Supplied information ::
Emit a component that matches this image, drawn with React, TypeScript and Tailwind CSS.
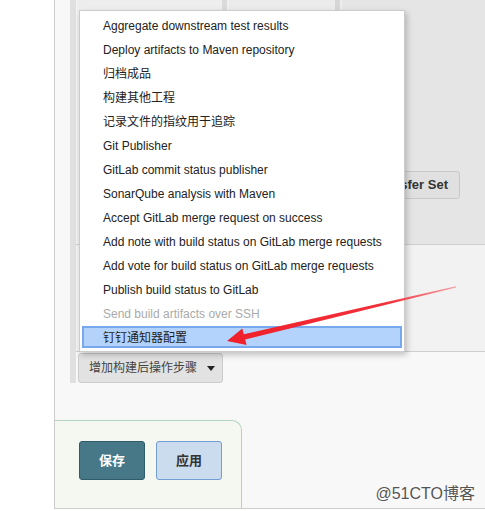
import React from "react";

const items: { label: string; disabled?: boolean; active?: boolean }[] = [
  { label: "Aggregate downstream test results" },
  { label: "Deploy artifacts to Maven repository" },
  { label: "归档成品" },
  { label: "构建其他工程" },
  { label: "记录文件的指纹用于追踪" },
  { label: "Git Publisher" },
  { label: "GitLab commit status publisher" },
  { label: "SonarQube analysis with Maven" },
  { label: "Accept GitLab merge request on success" },
  { label: "Add note with build status on GitLab merge requests" },
  { label: "Add vote for build status on GitLab merge requests" },
  { label: "Publish build status to GitLab" },
  { label: "Send build artifacts over SSH", disabled: true },
  { label: "钉钉通知器配置", active: true },
];

const font = "font-['Liberation_Sans','Noto_Sans_CJK_SC',sans-serif]";

export default function App() {
  return (
    <div className={`relative w-[485px] h-[511px] bg-white overflow-hidden flex ${font}`}>
      <div className="w-[54px] shrink-0 bg-white" />
      <div className="flex-1 h-[509px] border-l border-b border-[#cccccc] bg-[#f8f8f8] flex flex-col">
        {/* post-build section */}
        <div className="pl-[15px]">
          <div className="border-l-[6px] border-[#e0e0e0] h-[383px] flex flex-col">
            {/* block A */}
            <div className="h-[245px] border-b border-[#cfcfcf] flex bg-[#f2f2f2]">
              <div className="w-px bg-[#f3f3f3]" />
              <div className="w-[145px] bg-[#eeeeee]" />
              <div className="w-[5px] bg-[#dadada]" />
              <div className="w-[2px] bg-[#f0f0f0]" />
              <div className="w-[106px] bg-[#ebebeb]" />
              <div className="w-[5px] bg-[#d6d6d6]" />
              <div className="w-[2px] bg-[#ededed]" />
              <div className="flex-1 bg-[#e5e5e5] flex justify-end items-start pt-[171px] pr-[25px]">
                <div className="shrink-0 h-[28px] px-[11px] flex items-center rounded-[3px] border border-[#c9c9c9] bg-[#e0e0e0] text-[13px] font-bold text-[#333333] whitespace-nowrap">
                  Transfer Set
                </div>
              </div>
            </div>
            {/* block B */}
            <div className="h-[107px] border-b border-[#cfcfcf] bg-[#f2f2f2]" />
            {/* add button */}
            <div className="pt-px pl-[2px]">
              <div className="h-[30px] w-[145px] rounded-[3px] border border-[#cccccc] bg-[#e2e2e2] flex items-center pl-[10px] text-[12px] text-[#444444]">
                <span>增加构建后操作步骤</span>
                <span className="ml-[10px] w-0 h-0 border-l-[4px] border-r-[4px] border-t-[5px] border-l-transparent border-r-transparent border-t-[#222222]" />
              </div>
            </div>
          </div>
        </div>
        {/* bottom save panel */}
        <div className="mt-auto h-[88px] w-[187px] border-t border-r border-[#b3d4c2] rounded-tr-[10px] bg-[#f4f8f1] pl-[24px] pt-[20px] flex gap-[11px]">
          <div className="w-[66px] h-[39px] rounded-[3px] border border-[#2f5c6b] bg-[#467888] flex items-center justify-center text-white text-[13px] font-bold">
            保存
          </div>
          <div className="w-[66px] h-[39px] rounded-[3px] border border-[#739ed3] bg-[#cbdcee] flex items-center justify-center text-[#333333] text-[13px] font-bold">
            应用
          </div>
        </div>
      </div>

      {/* dropdown menu overlay */}
      <div className="absolute left-[79px] top-[10px] w-[326px] h-[342px] bg-white border border-[#cccccc] p-[2px] shadow-[2px_3px_6px_rgba(0,0,0,0.22)]">
        {items.map((it) => (
          <div key={it.label} className="h-[24px] py-px">
            <div
              className={`h-[22px] border-2 flex items-center pt-[2px] pl-[19px] text-[12px] whitespace-nowrap ${
                it.active
                  ? "border-[#76a8ee] bg-[#b3d3fc]"
                  : "border-transparent"
              } ${it.disabled ? "text-[#aaaaaa]" : "text-[#222222]"}`}
            >
              {it.label}
            </div>
          </div>
        ))}
      </div>

      {/* red annotation arrow */}
      <svg className="absolute left-0 top-0 pointer-events-none" width="485" height="511">
        <defs>
          <linearGradient id="ag" x1="227" y1="341" x2="456" y2="287" gradientUnits="userSpaceOnUse">
            <stop offset="0" stopColor="#f0202a" />
            <stop offset="0.7" stopColor="#f2303a" />
            <stop offset="1" stopColor="#f6a0a4" />
          </linearGradient>
        </defs>
        <polygon
          points="227,341 242.3,328.6 243.8,334.2 456,286.3 456,287.6 245.2,339.4 246.6,345"
          fill="url(#ag)"
        />
      </svg>

      {/* watermark */}
      <div className="absolute right-[10px] top-[482px] text-[16px] text-[#555555] [text-shadow:0_0_2px_#ffffff]">
        @51CTO博客
      </div>
    </div>
  );
}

What you have to do ::
Would you reproduce the lines above, from the very first through the line containing "import React from", exactly and without the pictures?

Solution below ::
Emit a component that matches this image, drawn with React, TypeScript and Tailwind CSS.
import React from "react";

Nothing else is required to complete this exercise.